Dataset section

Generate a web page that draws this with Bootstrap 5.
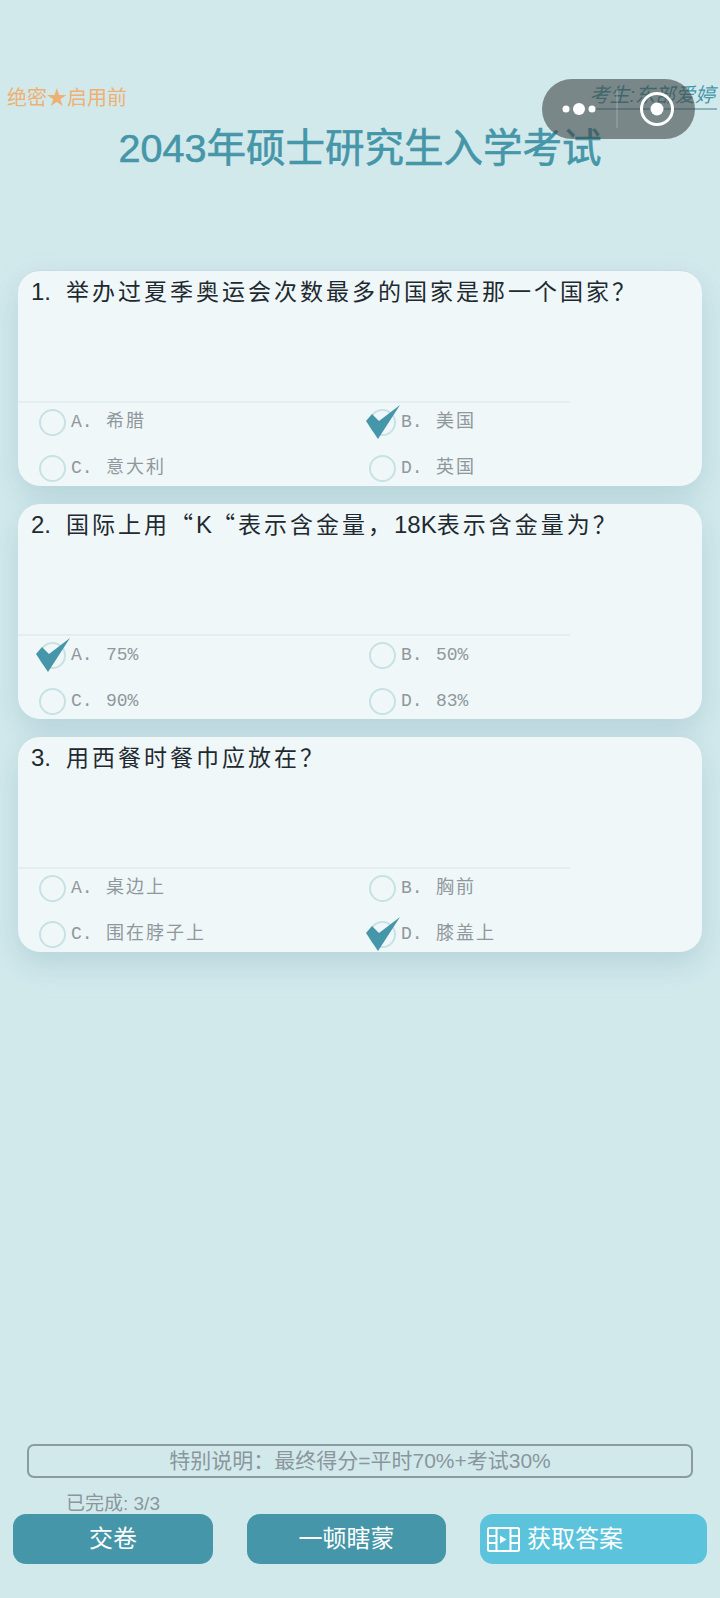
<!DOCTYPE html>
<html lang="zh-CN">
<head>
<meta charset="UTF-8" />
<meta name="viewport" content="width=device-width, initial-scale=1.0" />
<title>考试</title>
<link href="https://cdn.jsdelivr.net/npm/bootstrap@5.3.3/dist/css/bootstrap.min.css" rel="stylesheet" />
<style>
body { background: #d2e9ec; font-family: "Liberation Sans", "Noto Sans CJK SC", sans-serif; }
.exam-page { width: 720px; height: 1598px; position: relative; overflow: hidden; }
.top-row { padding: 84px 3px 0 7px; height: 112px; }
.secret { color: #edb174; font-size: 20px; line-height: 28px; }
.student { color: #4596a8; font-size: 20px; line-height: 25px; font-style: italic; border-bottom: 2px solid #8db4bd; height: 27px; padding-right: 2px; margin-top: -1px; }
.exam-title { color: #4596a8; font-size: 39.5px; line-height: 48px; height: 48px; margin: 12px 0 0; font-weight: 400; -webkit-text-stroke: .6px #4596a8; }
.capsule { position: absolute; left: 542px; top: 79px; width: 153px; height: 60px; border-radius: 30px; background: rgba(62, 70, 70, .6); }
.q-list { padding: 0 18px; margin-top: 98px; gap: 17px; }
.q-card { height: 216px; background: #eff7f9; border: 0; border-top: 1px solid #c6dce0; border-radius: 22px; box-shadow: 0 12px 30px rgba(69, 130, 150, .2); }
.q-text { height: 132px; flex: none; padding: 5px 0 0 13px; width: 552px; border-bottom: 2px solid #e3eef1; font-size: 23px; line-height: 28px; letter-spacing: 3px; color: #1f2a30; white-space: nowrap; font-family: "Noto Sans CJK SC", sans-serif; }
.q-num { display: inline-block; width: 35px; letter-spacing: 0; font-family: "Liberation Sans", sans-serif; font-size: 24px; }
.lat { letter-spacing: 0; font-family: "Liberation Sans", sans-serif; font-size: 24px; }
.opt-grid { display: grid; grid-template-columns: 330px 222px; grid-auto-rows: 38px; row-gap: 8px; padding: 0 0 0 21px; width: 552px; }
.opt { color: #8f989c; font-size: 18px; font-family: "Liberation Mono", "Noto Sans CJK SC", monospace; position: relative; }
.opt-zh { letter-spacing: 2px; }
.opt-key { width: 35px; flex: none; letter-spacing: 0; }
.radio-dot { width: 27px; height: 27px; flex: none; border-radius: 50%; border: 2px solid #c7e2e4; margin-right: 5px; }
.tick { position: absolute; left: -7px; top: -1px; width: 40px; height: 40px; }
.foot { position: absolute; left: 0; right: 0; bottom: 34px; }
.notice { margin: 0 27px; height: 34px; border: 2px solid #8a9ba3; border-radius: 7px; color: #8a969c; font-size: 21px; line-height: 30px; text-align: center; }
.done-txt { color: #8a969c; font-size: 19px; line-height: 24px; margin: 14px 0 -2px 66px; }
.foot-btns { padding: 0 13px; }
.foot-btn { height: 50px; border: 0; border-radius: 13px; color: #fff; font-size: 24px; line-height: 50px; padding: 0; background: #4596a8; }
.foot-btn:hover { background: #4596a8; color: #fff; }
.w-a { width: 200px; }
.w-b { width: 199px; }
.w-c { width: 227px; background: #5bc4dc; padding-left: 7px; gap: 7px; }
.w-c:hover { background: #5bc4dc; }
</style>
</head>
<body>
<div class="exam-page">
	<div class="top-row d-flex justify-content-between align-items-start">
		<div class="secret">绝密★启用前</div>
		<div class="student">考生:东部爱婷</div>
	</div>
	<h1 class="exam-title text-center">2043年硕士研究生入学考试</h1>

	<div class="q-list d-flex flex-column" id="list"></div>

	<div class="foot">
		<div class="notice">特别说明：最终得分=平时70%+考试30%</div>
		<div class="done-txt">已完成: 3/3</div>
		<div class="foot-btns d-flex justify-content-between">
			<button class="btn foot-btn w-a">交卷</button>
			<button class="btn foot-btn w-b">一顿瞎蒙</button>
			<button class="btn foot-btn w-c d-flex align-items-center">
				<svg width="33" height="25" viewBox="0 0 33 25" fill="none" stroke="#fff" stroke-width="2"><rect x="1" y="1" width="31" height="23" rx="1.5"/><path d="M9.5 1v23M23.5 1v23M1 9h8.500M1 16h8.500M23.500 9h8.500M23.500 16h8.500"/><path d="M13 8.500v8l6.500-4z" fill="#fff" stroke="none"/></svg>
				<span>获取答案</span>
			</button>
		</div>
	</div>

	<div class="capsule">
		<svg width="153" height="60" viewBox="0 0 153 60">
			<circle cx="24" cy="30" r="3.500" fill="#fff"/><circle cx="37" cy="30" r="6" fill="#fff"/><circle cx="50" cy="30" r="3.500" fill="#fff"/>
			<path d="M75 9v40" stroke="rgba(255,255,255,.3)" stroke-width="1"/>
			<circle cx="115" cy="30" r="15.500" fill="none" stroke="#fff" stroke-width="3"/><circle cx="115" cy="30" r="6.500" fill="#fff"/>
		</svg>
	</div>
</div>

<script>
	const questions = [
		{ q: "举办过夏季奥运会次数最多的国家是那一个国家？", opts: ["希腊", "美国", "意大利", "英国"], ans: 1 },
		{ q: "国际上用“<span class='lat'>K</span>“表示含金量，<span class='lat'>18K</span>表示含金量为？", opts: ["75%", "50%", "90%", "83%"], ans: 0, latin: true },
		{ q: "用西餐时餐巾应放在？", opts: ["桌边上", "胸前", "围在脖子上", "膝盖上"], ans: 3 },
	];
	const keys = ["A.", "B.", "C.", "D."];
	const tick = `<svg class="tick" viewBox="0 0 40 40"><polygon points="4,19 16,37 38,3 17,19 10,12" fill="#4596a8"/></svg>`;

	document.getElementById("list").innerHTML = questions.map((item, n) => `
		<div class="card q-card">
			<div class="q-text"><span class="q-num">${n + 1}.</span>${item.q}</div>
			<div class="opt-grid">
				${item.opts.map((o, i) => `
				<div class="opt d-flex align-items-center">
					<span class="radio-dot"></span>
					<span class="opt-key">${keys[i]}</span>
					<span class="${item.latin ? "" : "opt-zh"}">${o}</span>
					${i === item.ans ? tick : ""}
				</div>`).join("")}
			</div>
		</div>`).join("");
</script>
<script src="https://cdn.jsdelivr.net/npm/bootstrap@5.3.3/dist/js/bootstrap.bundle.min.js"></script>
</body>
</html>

To be done
Omit the pictures, and quote the material above exactly as given.

Complete output
Generate a web page that draws this with Bootstrap 5.
<!DOCTYPE html>
<html lang="zh-CN">
<head>
<meta charset="UTF-8" />
<meta name="viewport" content="width=device-width, initial-scale=1.0" />
<title>考试</title>
<link href="https://cdn.jsdelivr.net/npm/bootstrap@5.3.3/dist/css/bootstrap.min.css" rel="stylesheet" />
<style>
body { background: #d2e9ec; font-family: "Liberation Sans", "Noto Sans CJK SC", sans-serif; }
.exam-page { width: 720px; height: 1598px; position: relative; overflow: hidden; }
.top-row { padding: 84px 3px 0 7px; height: 112px; }
.secret { color: #edb174; font-size: 20px; line-height: 28px; }
.student { color: #4596a8; font-size: 20px; line-height: 25px; font-style: italic; border-bottom: 2px solid #8db4bd; height: 27px; padding-right: 2px; margin-top: -1px; }
.exam-title { color: #4596a8; font-size: 39.5px; line-height: 48px; height: 48px; margin: 12px 0 0; font-weight: 400; -webkit-text-stroke: .6px #4596a8; }
.capsule { position: absolute; left: 542px; top: 79px; width: 153px; height: 60px; border-radius: 30px; background: rgba(62, 70, 70, .6); }
.q-list { padding: 0 18px; margin-top: 98px; gap: 17px; }
.q-card { height: 216px; background: #eff7f9; border: 0; border-top: 1px solid #c6dce0; border-radius: 22px; box-shadow: 0 12px 30px rgba(69, 130, 150, .2); }
.q-text { height: 132px; flex: none; padding: 5px 0 0 13px; width: 552px; border-bottom: 2px solid #e3eef1; font-size: 23px; line-height: 28px; letter-spacing: 3px; color: #1f2a30; white-space: nowrap; font-family: "Noto Sans CJK SC", sans-serif; }
.q-num { display: inline-block; width: 35px; letter-spacing: 0; font-family: "Liberation Sans", sans-serif; font-size: 24px; }
.lat { letter-spacing: 0; font-family: "Liberation Sans", sans-serif; font-size: 24px; }
.opt-grid { display: grid; grid-template-columns: 330px 222px; grid-auto-rows: 38px; row-gap: 8px; padding: 0 0 0 21px; width: 552px; }
.opt { color: #8f989c; font-size: 18px; font-family: "Liberation Mono", "Noto Sans CJK SC", monospace; position: relative; }
.opt-zh { letter-spacing: 2px; }
.opt-key { width: 35px; flex: none; letter-spacing: 0; }
.radio-dot { width: 27px; height: 27px; flex: none; border-radius: 50%; border: 2px solid #c7e2e4; margin-right: 5px; }
.tick { position: absolute; left: -7px; top: -1px; width: 40px; height: 40px; }
.foot { position: absolute; left: 0; right: 0; bottom: 34px; }
.notice { margin: 0 27px; height: 34px; border: 2px solid #8a9ba3; border-radius: 7px; color: #8a969c; font-size: 21px; line-height: 30px; text-align: center; }
.done-txt { color: #8a969c; font-size: 19px; line-height: 24px; margin: 14px 0 -2px 66px; }
.foot-btns { padding: 0 13px; }
.foot-btn { height: 50px; border: 0; border-radius: 13px; color: #fff; font-size: 24px; line-height: 50px; padding: 0; background: #4596a8; }
.foot-btn:hover { background: #4596a8; color: #fff; }
.w-a { width: 200px; }
.w-b { width: 199px; }
.w-c { width: 227px; background: #5bc4dc; padding-left: 7px; gap: 7px; }
.w-c:hover { background: #5bc4dc; }
</style>
</head>
<body>
<div class="exam-page">
	<div class="top-row d-flex justify-content-between align-items-start">
		<div class="secret">绝密★启用前</div>
		<div class="student">考生:东部爱婷</div>
	</div>
	<h1 class="exam-title text-center">2043年硕士研究生入学考试</h1>

	<div class="q-list d-flex flex-column" id="list"></div>

	<div class="foot">
		<div class="notice">特别说明：最终得分=平时70%+考试30%</div>
		<div class="done-txt">已完成: 3/3</div>
		<div class="foot-btns d-flex justify-content-between">
			<button class="btn foot-btn w-a">交卷</button>
			<button class="btn foot-btn w-b">一顿瞎蒙</button>
			<button class="btn foot-btn w-c d-flex align-items-center">
				<svg width="33" height="25" viewBox="0 0 33 25" fill="none" stroke="#fff" stroke-width="2"><rect x="1" y="1" width="31" height="23" rx="1.5"/><path d="M9.5 1v23M23.5 1v23M1 9h8.500M1 16h8.500M23.500 9h8.500M23.500 16h8.500"/><path d="M13 8.500v8l6.500-4z" fill="#fff" stroke="none"/></svg>
				<span>获取答案</span>
			</button>
		</div>
	</div>

	<div class="capsule">
		<svg width="153" height="60" viewBox="0 0 153 60">
			<circle cx="24" cy="30" r="3.500" fill="#fff"/><circle cx="37" cy="30" r="6" fill="#fff"/><circle cx="50" cy="30" r="3.500" fill="#fff"/>
			<path d="M75 9v40" stroke="rgba(255,255,255,.3)" stroke-width="1"/>
			<circle cx="115" cy="30" r="15.500" fill="none" stroke="#fff" stroke-width="3"/><circle cx="115" cy="30" r="6.500" fill="#fff"/>
		</svg>
	</div>
</div>

<script>
	const questions = [
		{ q: "举办过夏季奥运会次数最多的国家是那一个国家？", opts: ["希腊", "美国", "意大利", "英国"], ans: 1 },
		{ q: "国际上用“<span class='lat'>K</span>“表示含金量，<span class='lat'>18K</span>表示含金量为？", opts: ["75%", "50%", "90%", "83%"], ans: 0, latin: true },
		{ q: "用西餐时餐巾应放在？", opts: ["桌边上", "胸前", "围在脖子上", "膝盖上"], ans: 3 },
	];
	const keys = ["A.", "B.", "C.", "D."];
	const tick = `<svg class="tick" viewBox="0 0 40 40"><polygon points="4,19 16,37 38,3 17,19 10,12" fill="#4596a8"/></svg>`;

	document.getElementById("list").innerHTML = questions.map((item, n) => `
		<div class="card q-card">
			<div class="q-text"><span class="q-num">${n + 1}.</span>${item.q}</div>
			<div class="opt-grid">
				${item.opts.map((o, i) => `
				<div class="opt d-flex align-items-center">
					<span class="radio-dot"></span>
					<span class="opt-key">${keys[i]}</span>
					<span class="${item.latin ? "" : "opt-zh"}">${o}</span>
					${i === item.ans ? tick : ""}
				</div>`).join("")}
			</div>
		</div>`).join("");
</script>
<script src="https://cdn.jsdelivr.net/npm/bootstrap@5.3.3/dist/js/bootstrap.bundle.min.js"></script>
</body>
</html>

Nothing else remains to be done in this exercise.